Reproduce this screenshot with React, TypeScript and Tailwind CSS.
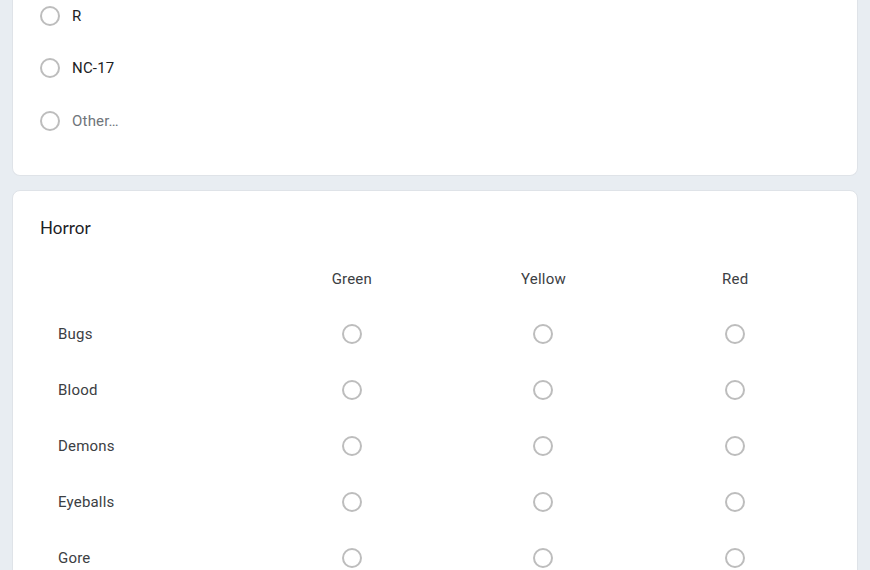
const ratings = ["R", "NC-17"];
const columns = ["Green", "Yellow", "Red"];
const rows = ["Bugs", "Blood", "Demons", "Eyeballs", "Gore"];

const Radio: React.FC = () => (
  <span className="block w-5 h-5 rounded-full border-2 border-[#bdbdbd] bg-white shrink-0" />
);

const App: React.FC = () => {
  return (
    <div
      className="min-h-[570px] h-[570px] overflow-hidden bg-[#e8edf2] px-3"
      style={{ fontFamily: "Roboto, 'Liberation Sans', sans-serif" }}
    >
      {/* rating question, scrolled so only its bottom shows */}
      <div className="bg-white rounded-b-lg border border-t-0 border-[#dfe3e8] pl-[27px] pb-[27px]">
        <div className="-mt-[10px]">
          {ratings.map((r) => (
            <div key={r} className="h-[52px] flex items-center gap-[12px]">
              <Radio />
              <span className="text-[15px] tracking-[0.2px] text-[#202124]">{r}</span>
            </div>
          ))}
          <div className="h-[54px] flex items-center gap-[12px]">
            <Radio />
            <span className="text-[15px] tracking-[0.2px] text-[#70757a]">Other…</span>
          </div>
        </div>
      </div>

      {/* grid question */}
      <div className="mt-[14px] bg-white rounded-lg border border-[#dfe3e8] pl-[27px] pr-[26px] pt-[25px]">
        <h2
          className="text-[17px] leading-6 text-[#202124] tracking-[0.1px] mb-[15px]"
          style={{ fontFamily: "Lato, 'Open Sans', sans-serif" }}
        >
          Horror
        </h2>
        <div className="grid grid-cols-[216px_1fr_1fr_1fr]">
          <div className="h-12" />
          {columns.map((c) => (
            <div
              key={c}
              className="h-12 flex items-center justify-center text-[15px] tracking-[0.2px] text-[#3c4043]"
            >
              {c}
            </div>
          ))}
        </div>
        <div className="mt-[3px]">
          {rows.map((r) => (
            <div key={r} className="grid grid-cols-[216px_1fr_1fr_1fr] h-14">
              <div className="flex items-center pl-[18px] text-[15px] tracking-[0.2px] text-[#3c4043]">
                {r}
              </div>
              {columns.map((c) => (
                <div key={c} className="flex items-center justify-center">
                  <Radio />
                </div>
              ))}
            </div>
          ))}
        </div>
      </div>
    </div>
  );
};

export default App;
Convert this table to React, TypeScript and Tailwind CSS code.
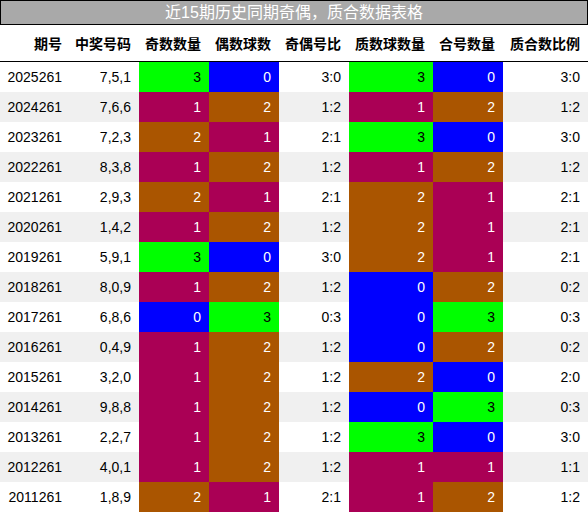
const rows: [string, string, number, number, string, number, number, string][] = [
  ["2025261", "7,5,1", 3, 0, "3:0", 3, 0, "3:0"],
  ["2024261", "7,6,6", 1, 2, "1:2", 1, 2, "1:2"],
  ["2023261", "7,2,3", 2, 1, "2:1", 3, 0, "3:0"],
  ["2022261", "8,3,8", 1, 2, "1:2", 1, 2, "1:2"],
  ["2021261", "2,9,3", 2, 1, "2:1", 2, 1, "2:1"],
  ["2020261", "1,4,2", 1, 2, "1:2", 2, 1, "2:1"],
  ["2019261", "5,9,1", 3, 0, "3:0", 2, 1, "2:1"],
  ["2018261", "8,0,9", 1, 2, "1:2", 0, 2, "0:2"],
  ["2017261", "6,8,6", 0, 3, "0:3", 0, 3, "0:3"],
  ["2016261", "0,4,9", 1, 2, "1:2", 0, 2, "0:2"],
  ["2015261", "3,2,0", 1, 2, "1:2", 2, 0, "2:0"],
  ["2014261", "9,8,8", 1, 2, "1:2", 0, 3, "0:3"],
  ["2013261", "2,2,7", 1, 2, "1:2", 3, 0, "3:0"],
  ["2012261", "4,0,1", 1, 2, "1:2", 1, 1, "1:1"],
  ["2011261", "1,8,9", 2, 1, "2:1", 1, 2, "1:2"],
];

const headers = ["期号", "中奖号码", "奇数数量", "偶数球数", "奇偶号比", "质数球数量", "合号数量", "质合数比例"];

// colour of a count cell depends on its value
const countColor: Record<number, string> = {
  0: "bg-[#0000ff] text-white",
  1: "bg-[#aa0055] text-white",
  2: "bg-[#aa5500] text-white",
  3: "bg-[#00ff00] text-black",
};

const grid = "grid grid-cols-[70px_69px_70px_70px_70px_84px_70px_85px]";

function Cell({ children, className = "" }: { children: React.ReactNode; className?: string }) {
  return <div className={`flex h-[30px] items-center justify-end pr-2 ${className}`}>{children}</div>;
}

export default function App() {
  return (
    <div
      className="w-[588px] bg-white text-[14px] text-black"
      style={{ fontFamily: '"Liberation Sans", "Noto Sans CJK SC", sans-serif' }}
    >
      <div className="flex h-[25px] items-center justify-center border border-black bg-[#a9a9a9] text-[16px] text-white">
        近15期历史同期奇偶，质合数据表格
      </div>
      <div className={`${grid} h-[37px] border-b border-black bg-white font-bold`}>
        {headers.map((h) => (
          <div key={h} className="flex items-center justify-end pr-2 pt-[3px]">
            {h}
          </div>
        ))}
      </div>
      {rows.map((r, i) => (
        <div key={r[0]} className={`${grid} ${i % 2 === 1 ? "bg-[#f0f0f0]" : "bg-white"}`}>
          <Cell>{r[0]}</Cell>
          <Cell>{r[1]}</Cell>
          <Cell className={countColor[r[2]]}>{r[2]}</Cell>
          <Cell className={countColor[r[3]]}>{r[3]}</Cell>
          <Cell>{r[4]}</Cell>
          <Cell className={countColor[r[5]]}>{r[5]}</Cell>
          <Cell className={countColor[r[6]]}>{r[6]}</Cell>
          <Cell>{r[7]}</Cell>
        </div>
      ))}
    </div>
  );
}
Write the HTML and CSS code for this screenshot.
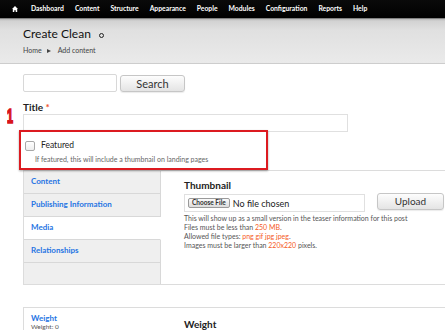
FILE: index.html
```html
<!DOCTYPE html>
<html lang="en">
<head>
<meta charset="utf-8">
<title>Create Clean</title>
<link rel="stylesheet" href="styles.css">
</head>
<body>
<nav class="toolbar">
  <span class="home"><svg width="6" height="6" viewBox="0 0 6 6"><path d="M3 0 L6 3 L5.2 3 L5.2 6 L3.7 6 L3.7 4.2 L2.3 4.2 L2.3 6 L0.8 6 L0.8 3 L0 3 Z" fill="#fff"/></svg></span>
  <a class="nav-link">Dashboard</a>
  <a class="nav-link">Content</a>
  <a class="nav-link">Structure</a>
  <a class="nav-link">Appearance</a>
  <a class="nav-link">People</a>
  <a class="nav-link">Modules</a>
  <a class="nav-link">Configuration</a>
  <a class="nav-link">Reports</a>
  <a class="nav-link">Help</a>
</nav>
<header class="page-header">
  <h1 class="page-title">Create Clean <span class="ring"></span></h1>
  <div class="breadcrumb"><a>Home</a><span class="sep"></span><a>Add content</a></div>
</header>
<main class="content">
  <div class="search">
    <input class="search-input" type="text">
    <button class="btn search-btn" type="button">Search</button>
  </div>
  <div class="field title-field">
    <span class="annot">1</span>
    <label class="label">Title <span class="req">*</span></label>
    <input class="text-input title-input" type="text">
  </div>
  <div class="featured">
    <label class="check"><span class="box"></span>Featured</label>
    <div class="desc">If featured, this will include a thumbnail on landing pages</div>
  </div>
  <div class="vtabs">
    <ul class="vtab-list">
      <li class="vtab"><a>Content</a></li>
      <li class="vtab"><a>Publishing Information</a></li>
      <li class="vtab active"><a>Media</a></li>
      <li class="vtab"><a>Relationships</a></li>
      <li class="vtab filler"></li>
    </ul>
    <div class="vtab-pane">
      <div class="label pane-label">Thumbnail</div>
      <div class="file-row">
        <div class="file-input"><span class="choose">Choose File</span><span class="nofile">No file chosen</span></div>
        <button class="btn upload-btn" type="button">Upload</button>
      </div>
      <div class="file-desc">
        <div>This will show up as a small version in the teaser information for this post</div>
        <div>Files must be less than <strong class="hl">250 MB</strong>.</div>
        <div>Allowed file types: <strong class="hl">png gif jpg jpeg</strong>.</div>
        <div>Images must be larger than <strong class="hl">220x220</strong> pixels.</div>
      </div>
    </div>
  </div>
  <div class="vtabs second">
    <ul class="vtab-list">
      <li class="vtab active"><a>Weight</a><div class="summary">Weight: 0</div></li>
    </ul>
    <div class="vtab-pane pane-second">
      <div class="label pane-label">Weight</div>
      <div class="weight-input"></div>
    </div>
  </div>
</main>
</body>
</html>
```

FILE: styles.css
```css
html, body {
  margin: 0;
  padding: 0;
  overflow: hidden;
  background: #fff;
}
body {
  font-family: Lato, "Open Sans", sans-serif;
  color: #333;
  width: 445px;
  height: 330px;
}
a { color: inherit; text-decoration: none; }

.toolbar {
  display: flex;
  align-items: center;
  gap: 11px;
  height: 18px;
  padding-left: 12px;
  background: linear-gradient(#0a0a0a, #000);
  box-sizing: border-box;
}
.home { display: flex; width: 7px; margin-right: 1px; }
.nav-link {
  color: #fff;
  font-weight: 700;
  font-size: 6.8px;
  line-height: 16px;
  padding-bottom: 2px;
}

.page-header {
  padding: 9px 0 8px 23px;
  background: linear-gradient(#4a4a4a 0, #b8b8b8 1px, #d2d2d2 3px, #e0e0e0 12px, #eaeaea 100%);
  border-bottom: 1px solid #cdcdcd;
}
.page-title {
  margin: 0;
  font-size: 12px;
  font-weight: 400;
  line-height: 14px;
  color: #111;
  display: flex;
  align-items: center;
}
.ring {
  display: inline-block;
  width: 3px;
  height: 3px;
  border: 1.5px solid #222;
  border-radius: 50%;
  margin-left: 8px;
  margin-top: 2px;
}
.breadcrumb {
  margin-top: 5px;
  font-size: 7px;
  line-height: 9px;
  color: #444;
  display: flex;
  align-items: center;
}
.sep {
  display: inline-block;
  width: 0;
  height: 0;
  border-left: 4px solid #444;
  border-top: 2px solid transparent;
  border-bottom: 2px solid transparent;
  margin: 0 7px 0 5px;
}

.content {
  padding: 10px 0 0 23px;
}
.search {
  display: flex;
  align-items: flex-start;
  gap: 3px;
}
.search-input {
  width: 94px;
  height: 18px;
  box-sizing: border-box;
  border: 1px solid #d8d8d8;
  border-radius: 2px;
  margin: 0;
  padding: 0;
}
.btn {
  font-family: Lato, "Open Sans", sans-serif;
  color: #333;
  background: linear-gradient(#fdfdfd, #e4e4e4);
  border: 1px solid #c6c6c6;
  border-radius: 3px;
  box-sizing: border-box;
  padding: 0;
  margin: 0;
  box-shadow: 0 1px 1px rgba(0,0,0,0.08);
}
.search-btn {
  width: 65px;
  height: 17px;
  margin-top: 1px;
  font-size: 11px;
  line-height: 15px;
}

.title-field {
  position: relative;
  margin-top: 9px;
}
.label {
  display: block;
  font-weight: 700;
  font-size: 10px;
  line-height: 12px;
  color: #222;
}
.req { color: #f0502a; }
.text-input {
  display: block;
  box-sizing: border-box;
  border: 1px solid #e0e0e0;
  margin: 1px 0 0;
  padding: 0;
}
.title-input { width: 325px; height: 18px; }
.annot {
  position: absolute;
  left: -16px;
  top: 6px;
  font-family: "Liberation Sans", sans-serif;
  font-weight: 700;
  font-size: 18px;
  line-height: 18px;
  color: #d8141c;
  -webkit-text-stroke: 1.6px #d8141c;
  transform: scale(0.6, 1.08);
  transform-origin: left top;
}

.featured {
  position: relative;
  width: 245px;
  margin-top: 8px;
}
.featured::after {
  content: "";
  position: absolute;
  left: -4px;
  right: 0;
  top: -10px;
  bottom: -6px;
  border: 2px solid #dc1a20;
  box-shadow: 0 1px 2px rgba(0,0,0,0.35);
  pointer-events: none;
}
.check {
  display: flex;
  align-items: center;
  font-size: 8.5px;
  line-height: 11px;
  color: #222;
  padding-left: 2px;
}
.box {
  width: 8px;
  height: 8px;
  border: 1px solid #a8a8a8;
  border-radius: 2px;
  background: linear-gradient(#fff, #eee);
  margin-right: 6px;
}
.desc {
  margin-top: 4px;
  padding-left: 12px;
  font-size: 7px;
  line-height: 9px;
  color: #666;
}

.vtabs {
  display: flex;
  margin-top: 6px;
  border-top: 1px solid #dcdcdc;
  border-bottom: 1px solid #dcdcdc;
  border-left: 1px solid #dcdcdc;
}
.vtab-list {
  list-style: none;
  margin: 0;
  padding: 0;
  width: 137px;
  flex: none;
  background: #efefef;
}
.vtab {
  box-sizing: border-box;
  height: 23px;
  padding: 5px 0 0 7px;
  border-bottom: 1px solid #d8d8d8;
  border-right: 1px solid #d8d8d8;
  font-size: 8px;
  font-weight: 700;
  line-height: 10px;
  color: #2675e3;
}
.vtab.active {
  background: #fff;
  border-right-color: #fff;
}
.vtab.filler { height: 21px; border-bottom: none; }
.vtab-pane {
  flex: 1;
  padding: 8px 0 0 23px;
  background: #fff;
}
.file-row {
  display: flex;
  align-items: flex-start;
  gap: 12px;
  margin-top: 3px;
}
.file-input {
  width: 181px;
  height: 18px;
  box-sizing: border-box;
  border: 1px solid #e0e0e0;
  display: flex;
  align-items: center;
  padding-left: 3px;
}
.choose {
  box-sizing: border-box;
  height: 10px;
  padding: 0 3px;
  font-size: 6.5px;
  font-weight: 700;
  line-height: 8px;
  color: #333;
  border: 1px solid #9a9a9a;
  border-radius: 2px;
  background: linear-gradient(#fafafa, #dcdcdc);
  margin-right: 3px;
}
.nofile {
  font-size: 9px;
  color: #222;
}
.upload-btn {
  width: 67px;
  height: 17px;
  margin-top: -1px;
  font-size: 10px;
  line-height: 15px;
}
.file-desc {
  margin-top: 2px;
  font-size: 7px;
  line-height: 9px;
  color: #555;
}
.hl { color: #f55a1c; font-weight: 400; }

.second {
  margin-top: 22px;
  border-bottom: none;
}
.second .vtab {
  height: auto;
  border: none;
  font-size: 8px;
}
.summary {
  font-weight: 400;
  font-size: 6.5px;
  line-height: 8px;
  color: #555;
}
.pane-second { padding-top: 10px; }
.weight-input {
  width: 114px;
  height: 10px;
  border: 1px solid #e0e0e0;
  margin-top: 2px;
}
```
=-=-=-=-=
• [WHAT THE TASK ASKS]
Give the number of lines in the data that contain "screenshot", with no other words.

• [SOLUTION TO THE EXERCISE]
2